Thinking today about one of the lessons I learned from futurist @heathervescent: you may be pretty sure something is going to happen, but you don't know WHEN.
Did we know some kind of pandemic was going to happen sooner or later? Yes.
Did we know some kind of major third-party breach was going to happen? Yes.
But risk management is the scary art of trying to time your preparation for JUST before you need it, because prep costs time and money and people. Sometimes you get it right, and sometimes you get it wrong.
Someone asked me the other day (about the breach), "Did we bring this on ourselves?" I can't say that we have. What would we have done differently, and how much would it have cost? How could we have sold it to management?

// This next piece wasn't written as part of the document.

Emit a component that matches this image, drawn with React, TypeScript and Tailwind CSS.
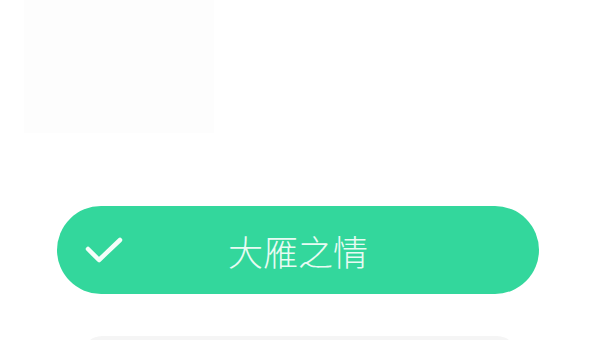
export default function App() {
  return (
    <div className="h-[340px] w-[600px] overflow-hidden bg-white flex flex-col" style={{ fontFamily: '"Noto Sans CJK SC", "Noto Sans", sans-serif' }}>
      {/* faint card left over at the top */}
      <div className="ml-[24px] h-[133px] w-[190px] bg-[#fdfdfd] shrink-0" />

      {/* selected option */}
      <button
        type="button"
        className="mt-[73px] ml-[57px] h-[88px] w-[482px] shrink-0 rounded-full bg-[#33d79c] flex items-center"
      >
        <span className="pl-[28px] w-[66px] flex items-center">
          <svg width="38" height="28" viewBox="0 0 38 28" fill="none" stroke="#f4fdf9" strokeWidth="4.5" strokeLinecap="round" strokeLinejoin="round">
            <path d="M3 13 L14 24 L35 4" />
          </svg>
        </span>
        <span className="flex-1 text-center text-[35px] font-light leading-none text-[#e8fbf3]">大雁之情</span>
        <span className="w-[66px]" />
      </button>

      {/* next option, cut off */}
      <div className="mt-[42px] ml-[82px] h-[40px] w-[435px] shrink-0 rounded-t-[20px] bg-[#f5f5f5]" />
    </div>
  );
}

Because even though management may agree with you on the potential impact of a breach, they will generally disagree with you on the likelihood (and more importantly, the timing). Unless you can convince them that it's IMMINENT, they will defer it.

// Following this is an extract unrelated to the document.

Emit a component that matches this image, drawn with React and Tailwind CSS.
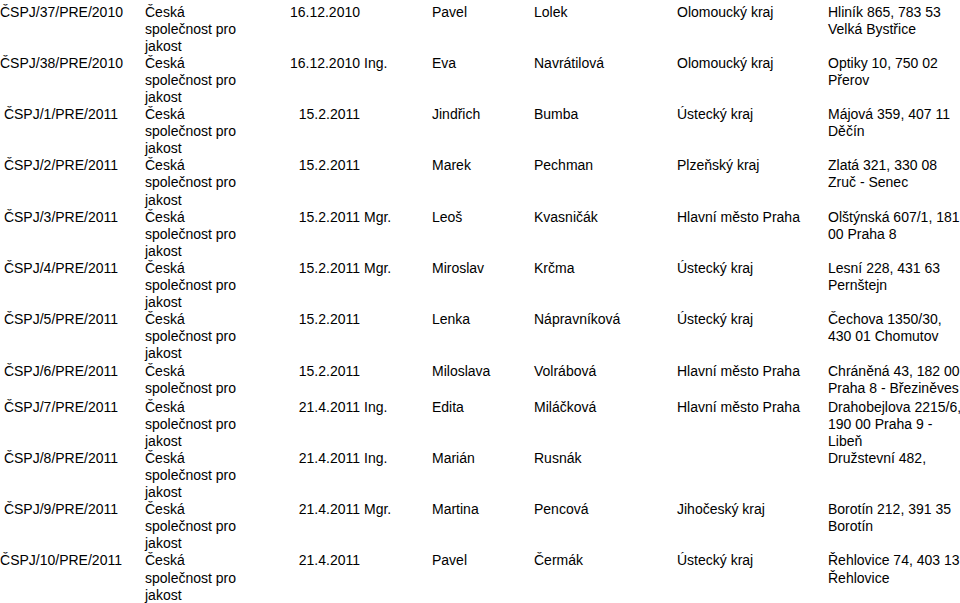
const rows = [
  { id: "ČSPJ/37/PRE/2010", date: "16.12.2010", title: "", first: "Pavel", last: "Lolek", region: "Olomoucký kraj", addr: ["Hliník 865, 783 53", "Velká Bystřice"] },
  { id: "ČSPJ/38/PRE/2010", date: "16.12.2010", title: "Ing.", first: "Eva", last: "Navrátilová", region: "Olomoucký kraj", addr: ["Optiky 10, 750 02", "Přerov"] },
  { id: "ČSPJ/1/PRE/2011", date: "15.2.2011", title: "", first: "Jindřich", last: "Bumba", region: "Ústecký kraj", addr: ["Májová 359, 407 11", "Děčín"] },
  { id: "ČSPJ/2/PRE/2011", date: "15.2.2011", title: "", first: "Marek", last: "Pechman", region: "Plzeňský kraj", addr: ["Zlatá 321, 330 08", "Zruč - Senec"] },
  { id: "ČSPJ/3/PRE/2011", date: "15.2.2011", title: "Mgr.", first: "Leoš", last: "Kvasničák", region: "Hlavní město Praha", addr: ["Olštýnská 607/1, 181", "00 Praha 8"] },
  { id: "ČSPJ/4/PRE/2011", date: "15.2.2011", title: "Mgr.", first: "Miroslav", last: "Krčma", region: "Ústecký kraj", addr: ["Lesní 228, 431 63", "Pernštejn"] },
  { id: "ČSPJ/5/PRE/2011", date: "15.2.2011", title: "", first: "Lenka", last: "Nápravníková", region: "Ústecký kraj", addr: ["Čechova 1350/30,", "430 01 Chomutov"] },
  { id: "ČSPJ/6/PRE/2011", date: "15.2.2011", title: "", first: "Miloslava", last: "Volrábová", region: "Hlavní město Praha", addr: ["Chráněná 43, 182 00", "Praha 8 - Březiněves"], short: true },
  { id: "ČSPJ/7/PRE/2011", date: "21.4.2011", title: "Ing.", first: "Edita", last: "Miláčková", region: "Hlavní město Praha", addr: ["Drahobejlova 2215/6,", "190 00 Praha 9 -", "Libeň"] },
  { id: "ČSPJ/8/PRE/2011", date: "21.4.2011", title: "Ing.", first: "Marián", last: "Rusnák", region: "", addr: ["Družstevní 482,"] },
  { id: "ČSPJ/9/PRE/2011", date: "21.4.2011", title: "Mgr.", first: "Martina", last: "Pencová", region: "Jihočeský kraj", addr: ["Borotín 212, 391 35", "Borotín"] },
  { id: "ČSPJ/10/PRE/2011", date: "21.4.2011", title: "", first: "Pavel", last: "Čermák", region: "Ústecký kraj", addr: ["Řehlovice 74, 403 13", "Řehlovice"] },
];

function Row({ r }) {
  return (
    <div className={`flex overflow-hidden ${r.short ? "h-[36px]" : "h-[51.3px]"}`}>
      <div className="w-[122px] shrink-0 text-center whitespace-nowrap">{r.id}</div>
      <div className="w-[125px] shrink-0 ml-[23px]">
        <div>Česká</div>
        <div className="whitespace-nowrap">společnost pro</div>
        {!r.short && <div>jakost</div>}
      </div>
      <div className="w-[90px] shrink-0 text-right whitespace-nowrap">{r.date}</div>
      <div className="w-[72px] shrink-0 pl-[4px]">{r.title}</div>
      <div className="w-[102px] shrink-0">{r.first}</div>
      <div className="w-[143px] shrink-0">{r.last}</div>
      <div className="w-[151px] shrink-0 whitespace-nowrap">{r.region}</div>
      <div className="w-[132px] shrink-0 whitespace-nowrap">
        {r.addr.map((line, i) => (
          <div key={i}>{line}</div>
        ))}
      </div>
    </div>
  );
}

export default function App() {
  return (
    <div
      className="w-[960px] h-[603px] overflow-hidden bg-white text-black text-[14px] leading-[17.1px] pt-[3.5px]"
      style={{ fontFamily: '"Liberation Sans", Arial, sans-serif' }}
    >
      {rows.map((r) => (
        <Row key={r.id} r={r} />
      ))}
    </div>
  );
}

And that's just normal business risk management. Don't spend money until you really need to.
If a security program costs you $1 million per year to run, and you forego it, but get breached in the second year to the tune of $500k, guess what? You came out ahead! You saved $1.5m.
Most security pros don't understand this logic unless they have run a business themselves. It's why new startups don't run out to hire an expensive CISO. Don't spend anything you don't absolutely need to.
If you're smart and lucky, you add security controls and processes as you grow, right before you need them. If not, you wait until the probability reaches 1 (that is, you actually have a breach).
This is what I call "cheeseburger risk management": you decide you're going to eat cheeseburgers until your first heart attack, and THEN you'll stop. It's more common than you think.